Tanjung Gemuk (literally translated as the "Fat Cape") is a small coastal village near Port Dickson in the Malaysian state of Negeri Sembilan. Its beach is part of Port Dickson's long coastline fronting the Strait of Malacca.

There is a holiday resort, Glory Beach Resort, built approximately 5 years ago in Tanjung Gemuk. It is not a luxurious resort but an economic accommodation option which attracts many tourists from all over the country and even from countries around Malaysia because of its low price, good service and fairly good facilities. Recently, many water chalets have been built in Tanjung Gemuk. One of them is Grand Lexis (formerly known as The Legend International Water Homes), which not only provide water chalets but normal rooms with good facilities. Tanjung Gemuk is still a fairly big residential area despite the hotel and the resort. There are also some coffee shops and grocery shops where residents and tourists always visit.

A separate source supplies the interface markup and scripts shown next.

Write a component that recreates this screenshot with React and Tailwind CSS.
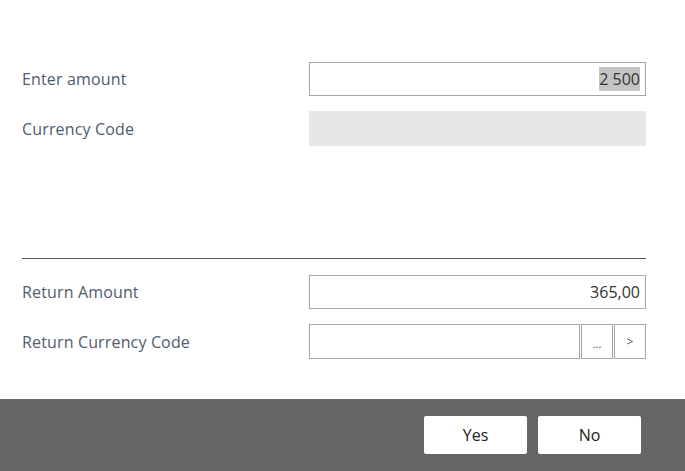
const FONT = { fontFamily: '"Open Sans", "Noto Sans", sans-serif' };

function Row({ label, children, className = "" }) {
  return (
    <div className={`flex items-center ${className}`}>
      <div className="w-[287px] text-[16px] text-[#505c6d] tracking-[0.15px]">{label}</div>
      <div className="flex-1">{children}</div>
    </div>
  );
}

export default function App() {
  return (
    <div className="w-[685px] h-[471px] bg-white flex flex-col" style={FONT}>
      <div className="flex-1 pl-[22px] pr-[39px] pt-[62px]">
        <Row label="Enter amount">
          <div className="h-[34px] border border-[#a6a6a6] bg-white flex items-center justify-end pr-[5px] text-[16px] text-[#333]">
            <span className="bg-[#c4c4c4]">2 500</span>
          </div>
        </Row>
        <Row label="Currency Code" className="mt-[15px]">
          <div className="h-[35px] bg-[#e6e7e8]" />
        </Row>

        <div className="mt-[112px] border-t border-[#4f5b6b]" />

        <Row label="Return Amount" className="mt-[16px]">
          <div className="h-[34px] border border-[#a6a6a6] bg-white flex items-center justify-end pr-[5px] text-[16px] text-[#333]">
            365,00
          </div>
        </Row>
        <Row label="Return Currency Code" className="mt-[15px]">
          <div className="flex h-[35px] gap-[1px]">
            <div className="flex-1 border border-[#a6a6a6] bg-white" />
            <button className="w-[32px] border border-[#a6a6a6] bg-white text-[11px] text-[#555] flex items-end justify-center pb-[6px]">
              ...
            </button>
            <button className="w-[32px] border border-[#a6a6a6] bg-white text-[12px] text-[#555] flex items-center justify-center">
              &gt;
            </button>
          </div>
        </Row>
      </div>
      <div className="h-[72px] bg-[#666666] flex items-center justify-end gap-[11px] pr-[44px]">
        <button className="w-[103px] h-[38px] bg-white rounded-[2px] text-[16px] text-[#222]">Yes</button>
        <button className="w-[103px] h-[38px] bg-white rounded-[2px] text-[16px] text-[#222]">No</button>
      </div>
    </div>
  );
}
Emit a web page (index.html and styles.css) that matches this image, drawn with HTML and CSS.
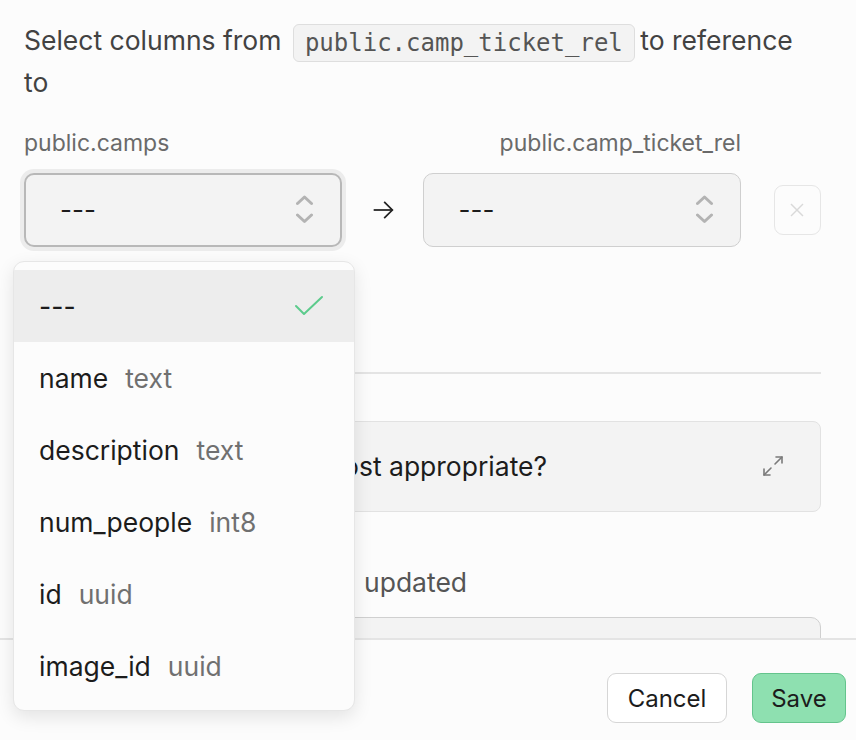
FILE: index.html
```html
<!DOCTYPE html>
<html>
<head>
<meta charset="utf-8">
<link rel="stylesheet" href="styles.css">
</head>
<body>
<div class="page">
  <div class="content">
    <p class="title"><span>Select columns from</span> <code class="code">public.camp_ticket_rel</code> <span>to</span> <span>reference</span> <span>to</span></p>

    <div class="row labels">
      <div class="col"><span class="label">public.camps</span></div>
      <div class="arrow-col"></div>
      <div class="col right"><span class="label">public.camp_ticket_rel</span></div>
      <div class="x-col"></div>
    </div>

    <div class="row selects">
      <div class="col">
        <div class="select focused">
          <span>---</span>
          <svg class="chev" width="18" height="30" viewBox="0 0 18 30"><polyline points="1.5,8.5 8.5,2 15.5,8.5"/><polyline points="1.5,20 8.5,26.5 15.5,20"/></svg>
        </div>
      </div>
      <div class="arrow-col">
        <svg width="28" height="28" viewBox="0 0 24 24" class="arrow"><line x1="4" y1="12" x2="20" y2="12"/><polyline points="13,5 20,12 13,19"/></svg>
      </div>
      <div class="col">
        <div class="select">
          <span>---</span>
          <svg class="chev" width="18" height="30" viewBox="0 0 18 30"><polyline points="1.5,8.5 8.5,2 15.5,8.5"/><polyline points="1.5,20 8.5,26.5 15.5,20"/></svg>
        </div>
      </div>
      <div class="x-col">
        <button class="xbtn"><svg width="20" height="20" viewBox="0 0 20 20"><line x1="4" y1="4" x2="16" y2="16"/><line x1="16" y1="4" x2="4" y2="16"/></svg></button>
      </div>
    </div>

    <div class="separator"></div>

    <div class="accordion">
      <span class="acc-text">ost appropriate?</span>
      <svg class="expand" width="24" height="24" viewBox="0 0 24 24"><polyline points="15,3 21,3 21,9"/><polyline points="9,21 3,21 3,15"/><line x1="21" y1="3" x2="14" y2="10"/><line x1="3" y1="21" x2="10" y2="14"/></svg>
    </div>

    <div class="field-label">updated</div>
    <div class="field-box"></div>
  </div>

  <div class="footer">
    <button class="btn cancel">Cancel</button>
    <button class="btn save">Save</button>
  </div>

  <div class="dropdown">
    <div class="item active"><span class="name">---</span>
      <svg class="check" width="30" height="22" viewBox="0 0 30 22"><polyline points="2,11 10,19 28,2"/></svg>
    </div>
    <div class="item"><span class="name">name</span><span class="type">text</span></div>
    <div class="item"><span class="name">description</span><span class="type">text</span></div>
    <div class="item"><span class="name">num_people</span><span class="type">int8</span></div>
    <div class="item"><span class="name">id</span><span class="type">uuid</span></div>
    <div class="item"><span class="name">image_id</span><span class="type">uuid</span></div>
  </div>
</div>
</body>
</html>
```
FILE: styles.css
```css
* { box-sizing: border-box; }
html, body { margin: 0; padding: 0; }
body {
  background: #fcfcfc;
  font-family: "Inter", "Noto Sans", sans-serif;
  color: #1c1c1c;
}
.page {
  position: relative;
  width: 856px;
  height: 740px;
  display: flex;
  flex-direction: column;
  overflow: hidden;
}
.content {
  flex: 1;
  overflow: hidden;
  padding: 20px 35px 0 24px;
  display: flex;
  flex-direction: column;
}
.title {
  margin: 0;
  width: 800px;
  font-size: 26.5px;
  line-height: 40px;
  color: #424242;
  flex-shrink: 0;
}
.code {
  display: inline-block;
  font-family: "DejaVu Sans Mono", monospace;
  font-size: 24px;
  line-height: 34px;
  height: 38px;
  padding: 1px 11px;
  border: 1.5px solid #dedede;
  background: #f3f3f3;
  border-radius: 6px;
  color: #555;
  vertical-align: middle;
  margin: 0 -2px 0 4px;
}
.row { display: flex; flex-shrink: 0; }
.col { width: 318px; display: flex; }
.col.right { justify-content: flex-end; }
.arrow-col { width: 82px; display: flex; align-items: center; justify-content: center; }
.x-col { width: 80px; display: flex; justify-content: flex-end; align-items: center; }
.labels { margin-top: 28px; height: 26px; align-items: center; }
.label { font-size: 23px; color: #6a6a6a; }
.selects { margin-top: 17px; height: 74px; }
.select {
  width: 100%;
  height: 74px;
  border: 1.5px solid #cfcfcf;
  background: #f3f3f3;
  border-radius: 10px;
  display: flex;
  align-items: center;
  justify-content: space-between;
  padding: 0 26px 0 34px;
  font-size: 26px;
  color: #1c1c1c;
}
.select.focused {
  border: 2px solid #b8b8b8;
  box-shadow: 0 0 0 4px #ececec;
}
.chev polyline { fill: none; stroke: #b3b3b3; stroke-width: 3; stroke-linecap: round; stroke-linejoin: round; }
.arrow line, .arrow polyline { fill: none; stroke: #222; stroke-width: 1.5; }
.xbtn {
  width: 47px;
  height: 50px;
  border: 1.5px solid #e6e6e6;
  background: #fcfcfc;
  border-radius: 9px;
  padding: 0;
  display: flex;
  align-items: center;
  justify-content: center;
}
.xbtn line { stroke: #d9d9d9; stroke-width: 1.5; }
.separator {
  margin-top: 125px;
  height: 2px;
  flex-shrink: 0;
  background: #e4e4e4;
}
.accordion {
  margin-top: 47px;
  height: 91px;
  flex-shrink: 0;
  background: #f3f3f3;
  border: 1.5px solid #e2e2e2;
  border-radius: 8px;
  display: flex;
  align-items: center;
  justify-content: space-between;
  padding: 0 35px 0 24px;
  font-size: 26.5px;
  color: #1c1c1c;
}
.acc-text { padding-left: 294px; }
.expand polyline, .expand line { fill: none; stroke: #7a7a7a; stroke-width: 1.6; stroke-linecap: round; stroke-linejoin: round; }
.field-label {
  margin-top: 54px;
  line-height: 32px;
  font-size: 26.5px;
  color: #555;
  padding-left: 340px;
  flex-shrink: 0;
}
.field-box {
  margin-top: 19px;
  height: 60px;
  flex-shrink: 0;
  background: #f3f3f3;
  border: 1.5px solid #d0d0d0;
  border-radius: 10px;
}
.footer {
  height: 102px;
  flex-shrink: 0;
  border-top: 2px solid #e4e4e4;
  background: #fcfcfc;
  display: flex;
  justify-content: flex-end;
  align-items: flex-start;
  gap: 25px;
  padding: 33px 10px 0 0;
}
.btn {
  height: 50px;
  border-radius: 9px;
  font-family: "Inter", "Noto Sans", sans-serif;
  font-size: 24px;
  color: #1c1c1c;
  padding: 0;
}
.cancel { width: 120px; background: #fff; border: 1.5px solid #d6d6d6; }
.save { width: 94px; background: #8ee0b0; border: 1.5px solid #64c48c; }
.dropdown {
  position: absolute;
  left: 13px;
  top: 261px;
  width: 342px;
  height: 450px;
  background: #fcfcfc;
  border: 1.5px solid #e6e6e6;
  border-radius: 11px;
  box-shadow: 0 6px 18px rgba(0,0,0,0.10);
  padding: 8px 0;
}
.item {
  height: 72px;
  display: flex;
  align-items: center;
  padding: 0 30px 0 25px;
  font-size: 26.5px;
}
.item.active { background: #ededed; justify-content: space-between; }
.item .name { color: #1c1c1c; }
.item .type { color: #707070; margin-left: 17px; }
.check polyline { fill: none; stroke: #5ccb8c; stroke-width: 2; stroke-linecap: round; stroke-linejoin: round; }
```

Turtles have been sighted laying eggs on its beach recently. Locals have seen baby turtles reaching out from the sand heading towards the water.  This is a new phenomenon in Tanjung Gemuk.  After the 2004 Indian Ocean earthquake and tsunami in Indonesia, sea cucumbers were washed up the beach in Tanjung Gemuk; thousands were seen but most of them were dead. Surprised locals combed the beach for the sea cucumbers because they are considered a delicacy.